The differences that dont exist….
From that point on, right up to the very end of the post Dick uses the EMC CLARiiON to contrast the EMC and Hitachi approaches to energy efficiency. For the record, that is from line 76 to line 117 on his post. This is 41 lines, which according to my math is just over a third or just under half of the entire post, depending on how you see it. Why am I mentioning this? Because in my opinion he may as well have left this out because there is little if ANY contrasting done!!!
Don’t believe me, read on…….
The technologies Dick calls on to highlight the contrasts include the following –
- Mix and match drive types within the same system (size, RPM, interface type..)

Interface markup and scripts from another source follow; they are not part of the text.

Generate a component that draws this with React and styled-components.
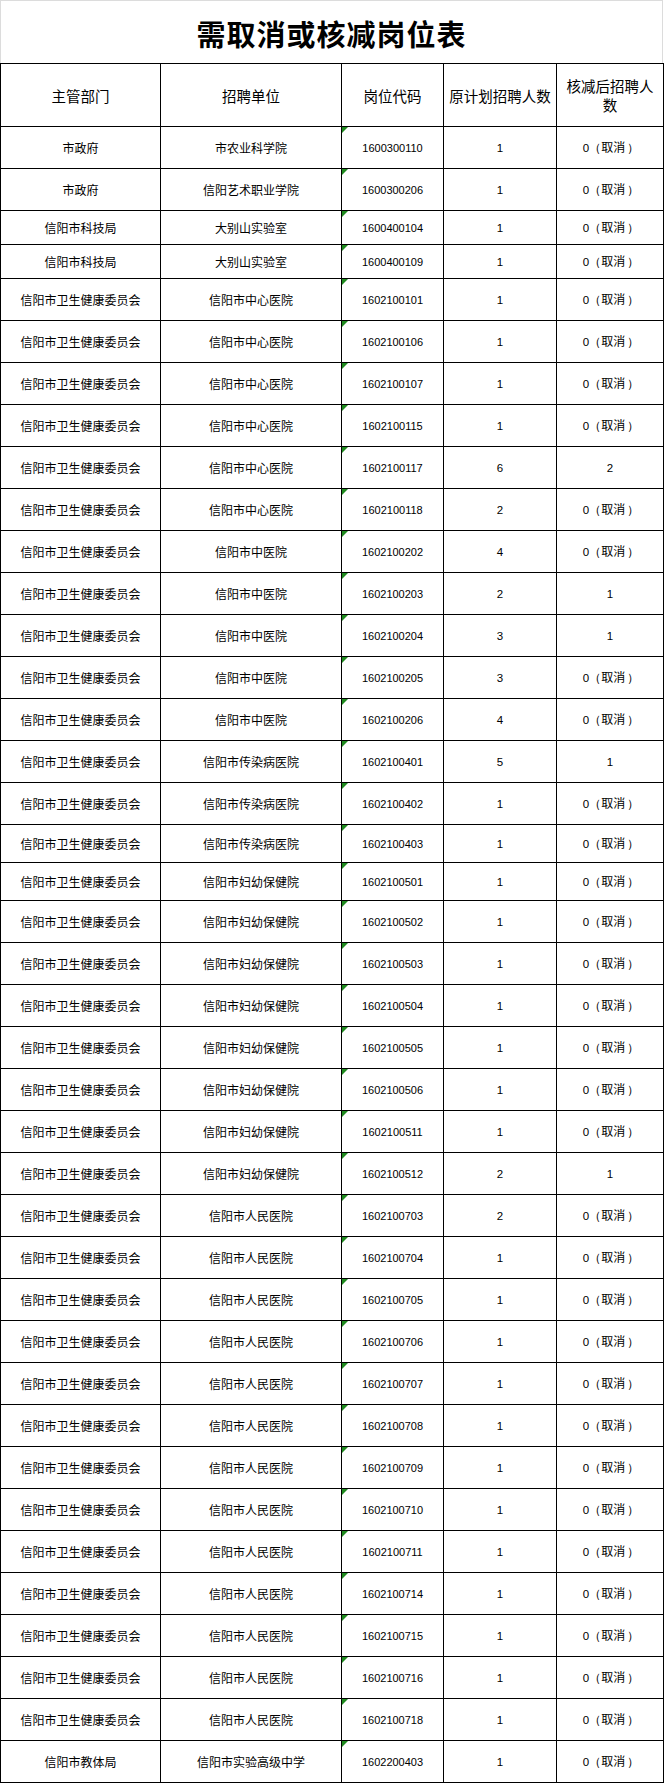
import React from 'react'
import styled, { createGlobalStyle } from 'styled-components';

const GlobalStyle = createGlobalStyle`
    html, body {
        margin: 0;
        padding: 0;
        background: #fff;
    }
    body {
        font-family: "Noto Sans CJK SC", "Liberation Sans", sans-serif;
        color: #000;
    }
`;

const rows = [
    ['市政府', '市农业科学院', '1600300110', '1', null],
    ['市政府', '信阳艺术职业学院', '1600300206', '1', null],
    ['信阳市科技局', '大别山实验室', '1600400104', '1', null, 34],
    ['信阳市科技局', '大别山实验室', '1600400109', '1', null, 34],
    ['信阳市卫生健康委员会', '信阳市中心医院', '1602100101', '1', null],
    ['信阳市卫生健康委员会', '信阳市中心医院', '1602100106', '1', null],
    ['信阳市卫生健康委员会', '信阳市中心医院', '1602100107', '1', null],
    ['信阳市卫生健康委员会', '信阳市中心医院', '1602100115', '1', null],
    ['信阳市卫生健康委员会', '信阳市中心医院', '1602100117', '6', '2'],
    ['信阳市卫生健康委员会', '信阳市中心医院', '1602100118', '2', null],
    ['信阳市卫生健康委员会', '信阳市中医院', '1602100202', '4', null],
    ['信阳市卫生健康委员会', '信阳市中医院', '1602100203', '2', '1'],
    ['信阳市卫生健康委员会', '信阳市中医院', '1602100204', '3', '1'],
    ['信阳市卫生健康委员会', '信阳市中医院', '1602100205', '3', null],
    ['信阳市卫生健康委员会', '信阳市中医院', '1602100206', '4', null],
    ['信阳市卫生健康委员会', '信阳市传染病医院', '1602100401', '5', '1'],
    ['信阳市卫生健康委员会', '信阳市传染病医院', '1602100402', '1', null],
    ['信阳市卫生健康委员会', '信阳市传染病医院', '1602100403', '1', null, 38],
    ['信阳市卫生健康委员会', '信阳市妇幼保健院', '1602100501', '1', null, 38],
    ['信阳市卫生健康委员会', '信阳市妇幼保健院', '1602100502', '1', null],
    ['信阳市卫生健康委员会', '信阳市妇幼保健院', '1602100503', '1', null],
    ['信阳市卫生健康委员会', '信阳市妇幼保健院', '1602100504', '1', null],
    ['信阳市卫生健康委员会', '信阳市妇幼保健院', '1602100505', '1', null],
    ['信阳市卫生健康委员会', '信阳市妇幼保健院', '1602100506', '1', null],
    ['信阳市卫生健康委员会', '信阳市妇幼保健院', '1602100511', '1', null],
    ['信阳市卫生健康委员会', '信阳市妇幼保健院', '1602100512', '2', '1'],
    ['信阳市卫生健康委员会', '信阳市人民医院', '1602100703', '2', null],
    ['信阳市卫生健康委员会', '信阳市人民医院', '1602100704', '1', null],
    ['信阳市卫生健康委员会', '信阳市人民医院', '1602100705', '1', null],
    ['信阳市卫生健康委员会', '信阳市人民医院', '1602100706', '1', null],
    ['信阳市卫生健康委员会', '信阳市人民医院', '1602100707', '1', null],
    ['信阳市卫生健康委员会', '信阳市人民医院', '1602100708', '1', null],
    ['信阳市卫生健康委员会', '信阳市人民医院', '1602100709', '1', null],
    ['信阳市卫生健康委员会', '信阳市人民医院', '1602100710', '1', null],
    ['信阳市卫生健康委员会', '信阳市人民医院', '1602100711', '1', null],
    ['信阳市卫生健康委员会', '信阳市人民医院', '1602100714', '1', null],
    ['信阳市卫生健康委员会', '信阳市人民医院', '1602100715', '1', null],
    ['信阳市卫生健康委员会', '信阳市人民医院', '1602100716', '1', null],
    ['信阳市卫生健康委员会', '信阳市人民医院', '1602100718', '1', null],
    ['信阳市教体局', '信阳市实验高级中学', '1602200403', '1', null],
];

// each header is a list of lines
const headers = [['主管部门'], ['招聘单位'], ['岗位代码'], ['原计划招聘人数'], ['核减后招聘人', '数']];
const colWidths = [160, 181, 102, 113, 107];

function Cancelled() {
  return (
    <>
      0<Paren $side="open">（</Paren><Cancel>取消</Cancel><Paren $side="close">）</Paren>
    </>
  )
}

function App() {
  return (
    <>
      <GlobalStyle />
      <Sheet>
        <Title>需取消或核减岗位表</Title>
        <Table>
          <colgroup>
            {colWidths.map((w, i) => <col key={i} style={{ width: w }} />)}
          </colgroup>
          <thead>
            <HeadRow>
              {headers.map((lines) => (
                <HeadCell key={lines.join('')}>
                  {lines.map((l) => <HeadLine key={l}>{l}</HeadLine>)}
                </HeadCell>
              ))}
            </HeadRow>
          </thead>
          <tbody>
            {rows.map(([dept, unit, code, plan, after, h]) => (
              <Row key={code} $h={h || 42}>
                <Cell>{dept}</Cell>
                <Cell>{unit}</Cell>
                <CodeCell><Flag />{code}</CodeCell>
                <NumCell>{plan}</NumCell>
                <NumCell>{after ? after : <Cancelled />}</NumCell>
              </Row>
            ))}
          </tbody>
        </Table>
      </Sheet>
    </>
  )
}

export default App;

const Sheet = styled.div`
    width: 663px;
    background: #fff;
`;

const Title = styled.div`
    height: 63px;
    border: 1px solid #dcdcdc;
    border-bottom: none;
    display: flex;
    align-items: center;
    justify-content: center;
    font-size: 29px;
    font-weight: bold;
    letter-spacing: 1px;
    padding-top: 2px;
    box-sizing: border-box;
`;

const Table = styled.table`
    width: 663px;
    table-layout: fixed;
    border-collapse: collapse;
`;

const HeadRow = styled.tr`
    height: 63px;
`;

const HeadCell = styled.th`
    border: 1px solid #000;
    font-weight: normal;
    font-size: 14.5px;
    line-height: 19px;
    padding: 0 1px;
    text-align: center;
    vertical-align: middle;
    white-space: nowrap;
`;

const HeadLine = styled.div``;

const Row = styled.tr`
    height: ${(p) => p.$h}px;
`;

const Cell = styled.td`
    border: 1px solid #000;
    font-size: 12px;
    line-height: 16px;
    padding: 0 3px;
    text-align: center;
    vertical-align: middle;
    white-space: nowrap;
`;

const NumCell = styled(Cell)`
    font-family: "Liberation Sans", "Noto Sans CJK SC", sans-serif;
    font-size: 11.5px;
`;

const Cancel = styled.span`
    font-family: "Noto Sans CJK SC", sans-serif;
    font-size: 12px;
`;

const Paren = styled.span`
    display: inline-block;
    width: 12px;
    font-family: "Liberation Sans", sans-serif;
    font-size: 12px;
    text-align: ${(p) => (p.$side === 'open' ? 'right' : 'left')};
    padding: ${(p) => (p.$side === 'open' ? '0 2px 0 0' : '0 0 0 2px')};
    box-sizing: border-box;
`;

const CodeCell = styled(NumCell)`
    position: relative;
    font-size: 11px;
`;

const Flag = styled.span`
    position: absolute;
    top: 0;
    left: 0;
    width: 0;
    height: 0;
    border-top: 6px solid #1f8a1f;
    border-right: 6px solid transparent;
`;
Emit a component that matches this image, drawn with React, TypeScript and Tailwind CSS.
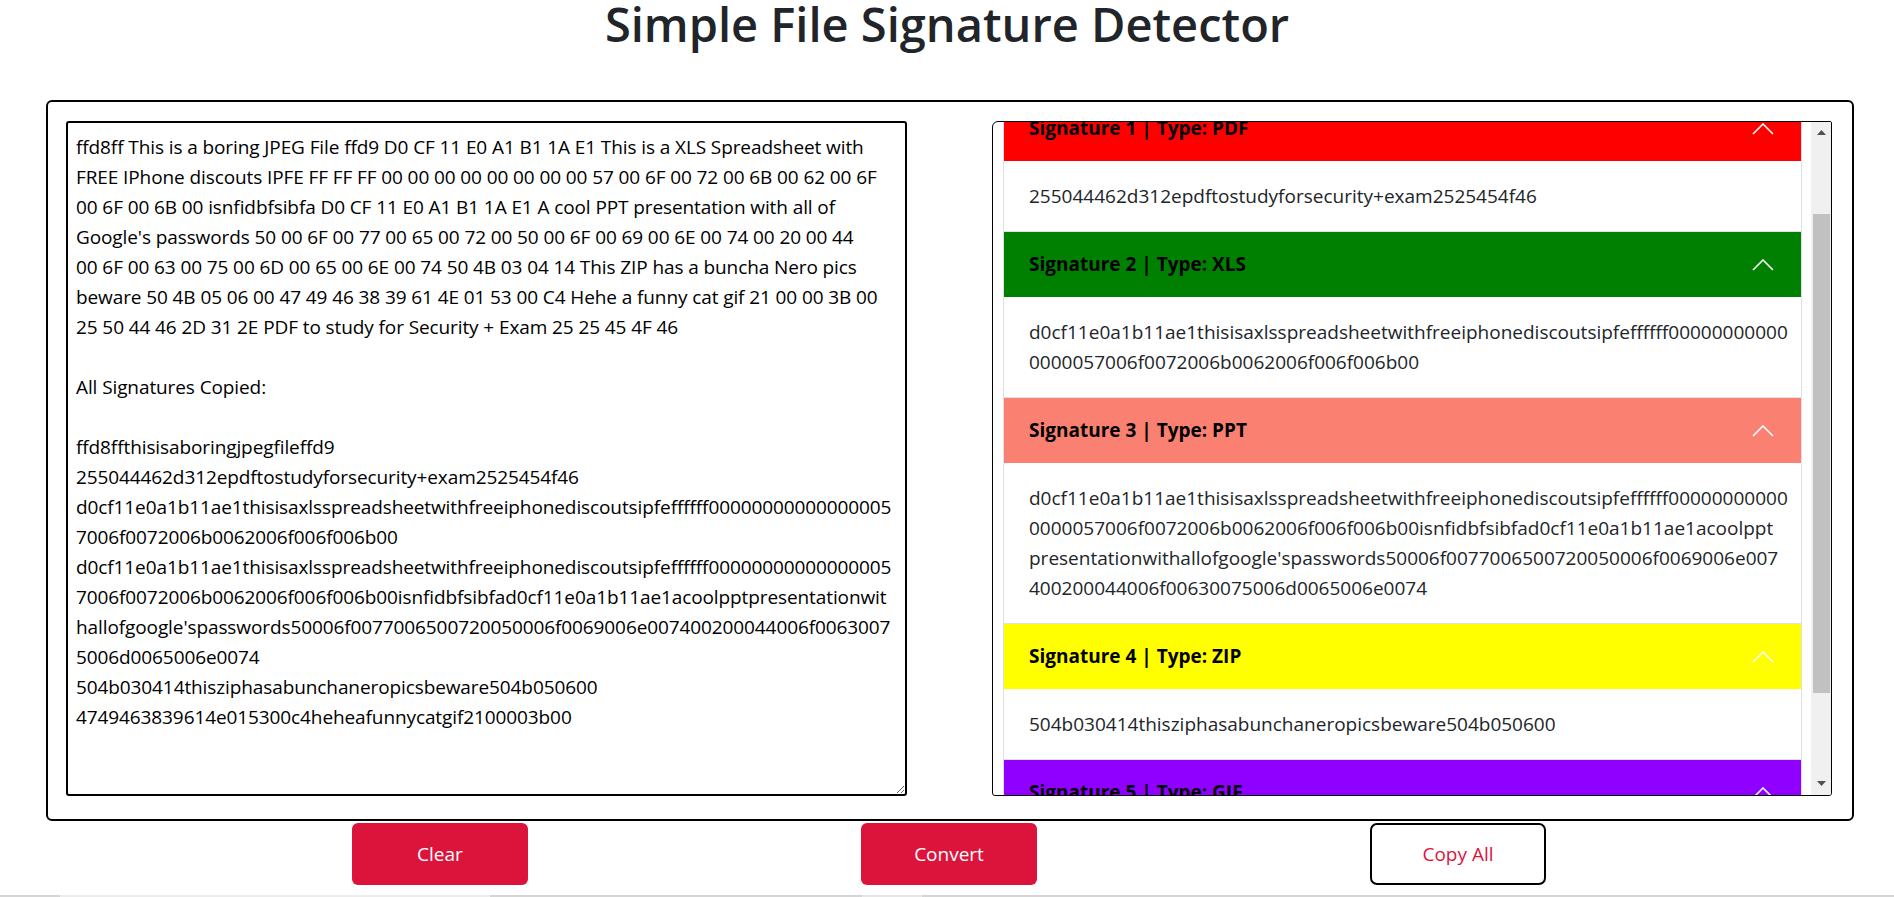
import React, { useEffect, useRef } from 'react';

// textarea content, laid out the way it wraps in the original window
const textLines = [
  'ffd8ff This is a boring JPEG File ffd9 D0 CF 11 E0 A1 B1 1A E1 This is a XLS Spreadsheet with',
  'FREE IPhone discouts IPFE FF FF FF 00 00 00 00 00 00 00 00 57 00 6F 00 72 00 6B 00 62 00 6F',
  '00 6F 00 6B 00 isnfidbfsibfa D0 CF 11 E0 A1 B1 1A E1 A cool PPT presentation with all of',
  "Google's passwords 50 00 6F 00 77 00 65 00 72 00 50 00 6F 00 69 00 6E 00 74 00 20 00 44",
  '00 6F 00 63 00 75 00 6D 00 65 00 6E 00 74 50 4B 03 04 14 This ZIP has a buncha Nero pics',
  'beware 50 4B 05 06 00 47 49 46 38 39 61 4E 01 53 00 C4 Hehe a funny cat gif 21 00 00 3B 00',
  '25 50 44 46 2D 31 2E PDF to study for Security + Exam 25 25 45 4F 46',
  '',
  'All Signatures Copied:',
  '',
  'ffd8ffthisisaboringjpegfileffd9',
  '255044462d312epdftostudyforsecurity+exam2525454f46',
  'd0cf11e0a1b11ae1thisisaxlsspreadsheetwithfreeiphonediscoutsipfeffffff00000000000000005',
  '7006f0072006b0062006f006f006b00',
  'd0cf11e0a1b11ae1thisisaxlsspreadsheetwithfreeiphonediscoutsipfeffffff00000000000000005',
  '7006f0072006b0062006f006f006b00isnfidbfsibfad0cf11e0a1b11ae1acoolpptpresentationwit',
  "hallofgoogle'spasswords50006f0077006500720050006f0069006e007400200044006f0063007",
  '5006d0065006e0074',
  '504b030414thisziphasabunchaneropicsbeware504b050600',
  '4749463839614e015300c4heheafunnycatgif2100003b00',
];

const signatures = [
  { type: 'JPG', color: 'bg-[#0d6efd]', lines: ['ffd8ffthisisaboringjpegfileffd9'], open: false },
  { type: 'PDF', color: 'bg-[#ff0000]', lines: ['255044462d312epdftostudyforsecurity+exam2525454f46'], open: true },
  {
    type: 'XLS',
    color: 'bg-[#008000]',
    lines: [
      'd0cf11e0a1b11ae1thisisaxlsspreadsheetwithfreeiphonediscoutsipfeffffff00000000000',
      '0000057006f0072006b0062006f006f006b00',
    ],
    open: true,
  },
  {
    type: 'PPT',
    color: 'bg-[#fa8072]',
    lines: [
      'd0cf11e0a1b11ae1thisisaxlsspreadsheetwithfreeiphonediscoutsipfeffffff00000000000',
      '0000057006f0072006b0062006f006f006b00isnfidbfsibfad0cf11e0a1b11ae1acoolppt',
      "presentationwithallofgoogle'spasswords50006f0077006500720050006f0069006e007",
      '400200044006f00630075006d0065006e0074',
    ],
    open: true,
  },
  { type: 'ZIP', color: 'bg-[#ffff00]', lines: ['504b030414thisziphasabunchaneropicsbeware504b050600'], open: true },
  { type: 'GIF', color: 'bg-[#8f00ff]', lines: ['4749463839614e015300c4heheafunnycatgif2100003b00'], open: true },
];

const Chevron = ({ up }: { up: boolean }) => (
  <svg width="22" height="12" viewBox="0 0 22 12" fill="none" className="shrink-0">
    {up ? (
      <polyline points="1,11 11,1 21,11" stroke="white" strokeWidth="1.6" />
    ) : (
      <polyline points="1,1 11,11 21,1" stroke="white" strokeWidth="1.6" />
    )}
  </svg>
);

const Arrow = ({ down }: { down?: boolean }) => (
  <svg width="9" height="5" viewBox="0 0 9 5">
    <polygon points={down ? '0,0 9,0 4.5,5' : '0,5 9,5 4.5,0'} fill="#505050" />
  </svg>
);

export default function App() {
  const listRef = useRef<HTMLDivElement>(null);

  useEffect(() => {
    if (listRef.current) listRef.current.scrollTop = 103;
  }, []);

  return (
    <div className="flex min-h-[897px] flex-col bg-white font-['Open_Sans',sans-serif] text-[#212529]">
      <h1 className="mb-[52px] text-center text-[47px] font-semibold leading-[48px]">Simple File Signature Detector</h1>

      <div className="ml-[46px] h-[721px] w-[1808px] rounded-[6px] border-2 border-black">
        <div className="flex justify-between pl-[18px] pr-[20px] pt-[19px]">
          <textarea
            className="h-[675px] w-[841px] rounded-[3px] border-2 border-black pl-[8px] pr-[4px] pt-[9px] text-[19px] leading-[30px] tracking-[-0.1px] text-black outline-none"
            defaultValue={textLines.join('\n')}
            spellCheck={false}
          />

          <div className="flex h-[675px] w-[840px] overflow-hidden rounded-tl-[6px] rounded-tr-[2px] rounded-b-[3px] border border-black">
            <div ref={listRef} className="flex-1 overflow-hidden py-[10px] pl-[10px] pr-[9px]">
              {signatures.map((s, i) => (
                <div key={s.type} className={`border-x border-b border-[#dee2e6] ${i === 0 ? 'border-t' : ''}`}>
                  <div className={`flex h-[65px] items-center justify-between pl-[25px] pr-[27px] ${s.color}`}>
                    <span className="text-[19px] font-bold text-black">
                      Signature {i} | Type: {s.type}
                    </span>
                    <Chevron up={s.open} />
                  </div>
                  {s.open && (
                    <div className="px-[25px] py-[20px] text-[19px] leading-[30px]">
                      {s.lines.map((l) => (
                        <div key={l} className="whitespace-nowrap">
                          {l}
                        </div>
                      ))}
                    </div>
                  )}
                </div>
              ))}
            </div>

            {/* scrollbar */}
            <div className="flex w-[20px] flex-col bg-[#f0f0f0] pl-[2px] pr-[1px]">
              <div className="flex h-[17px] items-end justify-center pb-[4px]">
                <Arrow />
              </div>
              <div className="mt-[75px] h-[479px] bg-[#c1c1c1]" />
              <div className="mt-auto flex h-[17px] items-start justify-center pt-[3px]">
                <Arrow down />
              </div>
            </div>
          </div>
        </div>
      </div>

      <div className="mt-[2px] flex justify-center gap-[333px] pl-[4px]">
        <button className="h-[62px] w-[176px] rounded-[6px] bg-[#dc143c] text-[19px] text-white">Clear</button>
        <button className="h-[62px] w-[176px] rounded-[6px] bg-[#dc143c] text-[19px] text-white">Convert</button>
        <button className="h-[62px] w-[176px] rounded-[7px] border-2 border-black bg-white text-[19px] text-[#dc143c]">
          Copy All
        </button>
      </div>

      <div className="mt-auto flex h-[2px] bg-[#d5d5d5]">
        <div className="ml-[60px] w-[430px] bg-[#ececec]" />
        <div className="ml-[372px] w-[60px] bg-[#e6e6e6]" />
      </div>
    </div>
  );
}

- Data movement/migration between drive types
- Waffle about SATA being more energy efficient than FC
- Online LU/RAID Group expansion
Not exactly the longest list in the world and not much, if anything, to diff
erentiate EMC from the rest of the crowd. Seriously, doesn’t everybody already do this?
I won’t pretend to know as much about midrange stuff as I do about enterprise (and I don’t even know that much about enterprise 😉 but I’ve done all of those things with AMS storage. So where is the contrast?
While Im here I think I’ll also pick up on a couple of other points Dick makes while making these contrasts that don’t appear to exist.
This one is a cracker – While talking about Meta-LUN expansion Dick asserts that you “.. don’t need to have any unused capacity spinning when you place the system on the floor” because “.. when you need it you can add it or expand it without disruption”. Ooooops!! That blatantly ranks as one of those ‘bares absolutely no resemblance to reality’ statements that some folk would have us believe come exclusively from the mouths of Hitachi executives.
So…. shipped many CLARiiONs or Symms with ZERO free capacity recently?? Oh and with the AMS you can now ship that spare capacity, that your customers will demand, but leave it spun down until its needed 😀
Dick also refers to EMC’s Virtual LUN technology as “unique”. Im interested in what makes it unique? Of course Im having a pop here, but actually in all seriousness if it is actually different enough from the rest of the crowd to be referred to as “unique” Im really interested to find out exactly how? Surely we don’t have an EMCer using words like “unique” when they actually mean “ever so slightly different when you examine the minute”.
And I promise this is the last bone I will pick…… but he also states this Virtual LUN technology enables the “….migration of data between LUNs in the array with no application impact….”. I’m interested in how the “no application impact” bit is handled?
Is this handled the same way as others handle it, by only allowing the migration to take place under certain load conditions etc? Otherwise if the source disks are busy handling real I/O and you suddenly start reading every block of a LUN on those same disks so you can copy them to another tier, you are likely to see some performance impact. No?
Yes Dick, energy matters. But so does being fair and honest in your comments.